WHAT IS EXPECTED =>
Your job is to retype all of the data word for word, leaving every image out.

** BEGIN PROVIDED DATA **

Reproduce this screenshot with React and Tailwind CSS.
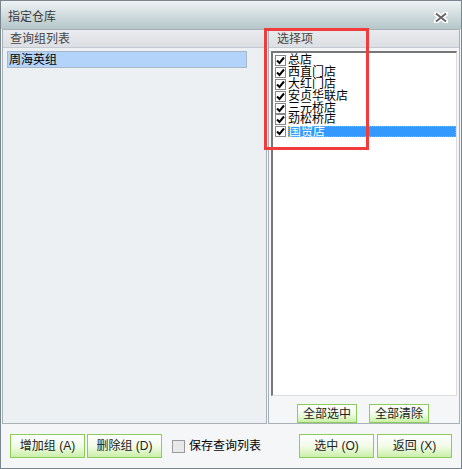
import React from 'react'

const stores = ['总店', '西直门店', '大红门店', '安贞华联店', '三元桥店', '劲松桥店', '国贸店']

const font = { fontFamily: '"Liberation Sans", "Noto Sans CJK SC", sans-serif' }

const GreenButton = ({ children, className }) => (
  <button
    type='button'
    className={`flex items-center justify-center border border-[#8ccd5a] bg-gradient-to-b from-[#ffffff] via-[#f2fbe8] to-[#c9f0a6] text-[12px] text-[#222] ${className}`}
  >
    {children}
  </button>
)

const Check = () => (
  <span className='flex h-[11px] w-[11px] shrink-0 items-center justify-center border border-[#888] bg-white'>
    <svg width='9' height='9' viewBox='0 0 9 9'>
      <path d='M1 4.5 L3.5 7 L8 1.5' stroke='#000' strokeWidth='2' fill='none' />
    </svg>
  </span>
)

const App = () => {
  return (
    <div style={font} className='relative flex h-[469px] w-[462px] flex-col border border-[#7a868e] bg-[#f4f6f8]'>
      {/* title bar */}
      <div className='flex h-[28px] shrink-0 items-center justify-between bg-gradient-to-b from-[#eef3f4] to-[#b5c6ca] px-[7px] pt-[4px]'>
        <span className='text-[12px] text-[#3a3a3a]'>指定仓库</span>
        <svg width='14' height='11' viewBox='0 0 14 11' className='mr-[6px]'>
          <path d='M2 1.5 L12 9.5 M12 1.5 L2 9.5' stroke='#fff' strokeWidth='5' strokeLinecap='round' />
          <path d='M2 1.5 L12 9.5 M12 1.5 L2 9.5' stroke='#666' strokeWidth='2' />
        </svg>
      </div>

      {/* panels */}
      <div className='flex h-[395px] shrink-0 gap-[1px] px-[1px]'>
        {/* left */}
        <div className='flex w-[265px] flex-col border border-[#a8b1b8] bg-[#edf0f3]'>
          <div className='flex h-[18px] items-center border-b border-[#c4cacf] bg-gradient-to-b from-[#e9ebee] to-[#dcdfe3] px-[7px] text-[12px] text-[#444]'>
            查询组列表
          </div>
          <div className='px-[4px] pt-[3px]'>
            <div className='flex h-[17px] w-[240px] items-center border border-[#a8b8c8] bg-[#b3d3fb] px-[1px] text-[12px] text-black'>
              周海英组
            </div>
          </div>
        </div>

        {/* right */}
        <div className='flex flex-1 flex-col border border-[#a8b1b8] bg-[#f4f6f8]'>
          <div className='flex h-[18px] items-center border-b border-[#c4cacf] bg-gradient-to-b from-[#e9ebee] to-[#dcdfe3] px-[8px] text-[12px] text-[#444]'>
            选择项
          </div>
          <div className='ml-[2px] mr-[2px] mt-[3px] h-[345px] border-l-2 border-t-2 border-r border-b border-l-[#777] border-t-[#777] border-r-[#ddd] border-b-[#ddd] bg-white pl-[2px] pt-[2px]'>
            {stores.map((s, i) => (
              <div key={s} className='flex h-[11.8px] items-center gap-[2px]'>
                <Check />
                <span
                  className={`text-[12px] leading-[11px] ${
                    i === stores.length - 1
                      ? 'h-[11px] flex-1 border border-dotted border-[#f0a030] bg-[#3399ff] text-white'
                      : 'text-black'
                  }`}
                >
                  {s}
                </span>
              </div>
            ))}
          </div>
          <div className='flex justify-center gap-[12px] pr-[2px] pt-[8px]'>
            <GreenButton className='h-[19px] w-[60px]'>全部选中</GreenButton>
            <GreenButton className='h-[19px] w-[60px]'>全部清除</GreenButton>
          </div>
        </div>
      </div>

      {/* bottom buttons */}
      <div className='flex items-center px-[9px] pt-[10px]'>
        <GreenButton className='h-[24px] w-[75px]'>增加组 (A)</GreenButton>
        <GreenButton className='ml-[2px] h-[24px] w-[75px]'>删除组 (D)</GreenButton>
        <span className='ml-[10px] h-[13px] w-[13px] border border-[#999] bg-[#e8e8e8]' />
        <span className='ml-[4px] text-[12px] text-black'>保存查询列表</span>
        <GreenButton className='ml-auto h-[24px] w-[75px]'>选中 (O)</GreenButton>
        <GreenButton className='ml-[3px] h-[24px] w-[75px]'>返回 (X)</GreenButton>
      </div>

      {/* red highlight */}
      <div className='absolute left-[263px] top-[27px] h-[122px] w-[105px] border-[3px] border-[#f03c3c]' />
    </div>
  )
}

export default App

** END PROVIDED DATA **

EXERCISE RESULT =>
Reproduce this screenshot with React and Tailwind CSS.
import React from 'react'

const stores = ['总店', '西直门店', '大红门店', '安贞华联店', '三元桥店', '劲松桥店', '国贸店']

const font = { fontFamily: '"Liberation Sans", "Noto Sans CJK SC", sans-serif' }

const GreenButton = ({ children, className }) => (
  <button
    type='button'
    className={`flex items-center justify-center border border-[#8ccd5a] bg-gradient-to-b from-[#ffffff] via-[#f2fbe8] to-[#c9f0a6] text-[12px] text-[#222] ${className}`}
  >
    {children}
  </button>
)

const Check = () => (
  <span className='flex h-[11px] w-[11px] shrink-0 items-center justify-center border border-[#888] bg-white'>
    <svg width='9' height='9' viewBox='0 0 9 9'>
      <path d='M1 4.5 L3.5 7 L8 1.5' stroke='#000' strokeWidth='2' fill='none' />
    </svg>
  </span>
)

const App = () => {
  return (
    <div style={font} className='relative flex h-[469px] w-[462px] flex-col border border-[#7a868e] bg-[#f4f6f8]'>
      {/* title bar */}
      <div className='flex h-[28px] shrink-0 items-center justify-between bg-gradient-to-b from-[#eef3f4] to-[#b5c6ca] px-[7px] pt-[4px]'>
        <span className='text-[12px] text-[#3a3a3a]'>指定仓库</span>
        <svg width='14' height='11' viewBox='0 0 14 11' className='mr-[6px]'>
          <path d='M2 1.5 L12 9.5 M12 1.5 L2 9.5' stroke='#fff' strokeWidth='5' strokeLinecap='round' />
          <path d='M2 1.5 L12 9.5 M12 1.5 L2 9.5' stroke='#666' strokeWidth='2' />
        </svg>
      </div>

      {/* panels */}
      <div className='flex h-[395px] shrink-0 gap-[1px] px-[1px]'>
        {/* left */}
        <div className='flex w-[265px] flex-col border border-[#a8b1b8] bg-[#edf0f3]'>
          <div className='flex h-[18px] items-center border-b border-[#c4cacf] bg-gradient-to-b from-[#e9ebee] to-[#dcdfe3] px-[7px] text-[12px] text-[#444]'>
            查询组列表
          </div>
          <div className='px-[4px] pt-[3px]'>
            <div className='flex h-[17px] w-[240px] items-center border border-[#a8b8c8] bg-[#b3d3fb] px-[1px] text-[12px] text-black'>
              周海英组
            </div>
          </div>
        </div>

        {/* right */}
        <div className='flex flex-1 flex-col border border-[#a8b1b8] bg-[#f4f6f8]'>
          <div className='flex h-[18px] items-center border-b border-[#c4cacf] bg-gradient-to-b from-[#e9ebee] to-[#dcdfe3] px-[8px] text-[12px] text-[#444]'>
            选择项
          </div>
          <div className='ml-[2px] mr-[2px] mt-[3px] h-[345px] border-l-2 border-t-2 border-r border-b border-l-[#777] border-t-[#777] border-r-[#ddd] border-b-[#ddd] bg-white pl-[2px] pt-[2px]'>
            {stores.map((s, i) => (
              <div key={s} className='flex h-[11.8px] items-center gap-[2px]'>
                <Check />
                <span
                  className={`text-[12px] leading-[11px] ${
                    i === stores.length - 1
                      ? 'h-[11px] flex-1 border border-dotted border-[#f0a030] bg-[#3399ff] text-white'
                      : 'text-black'
                  }`}
                >
                  {s}
                </span>
              </div>
            ))}
          </div>
          <div className='flex justify-center gap-[12px] pr-[2px] pt-[8px]'>
            <GreenButton className='h-[19px] w-[60px]'>全部选中</GreenButton>
            <GreenButton className='h-[19px] w-[60px]'>全部清除</GreenButton>
          </div>
        </div>
      </div>

      {/* bottom buttons */}
      <div className='flex items-center px-[9px] pt-[10px]'>
        <GreenButton className='h-[24px] w-[75px]'>增加组 (A)</GreenButton>
        <GreenButton className='ml-[2px] h-[24px] w-[75px]'>删除组 (D)</GreenButton>
        <span className='ml-[10px] h-[13px] w-[13px] border border-[#999] bg-[#e8e8e8]' />
        <span className='ml-[4px] text-[12px] text-black'>保存查询列表</span>
        <GreenButton className='ml-auto h-[24px] w-[75px]'>选中 (O)</GreenButton>
        <GreenButton className='ml-[3px] h-[24px] w-[75px]'>返回 (X)</GreenButton>
      </div>

      {/* red highlight */}
      <div className='absolute left-[263px] top-[27px] h-[122px] w-[105px] border-[3px] border-[#f03c3c]' />
    </div>
  )
}

export default App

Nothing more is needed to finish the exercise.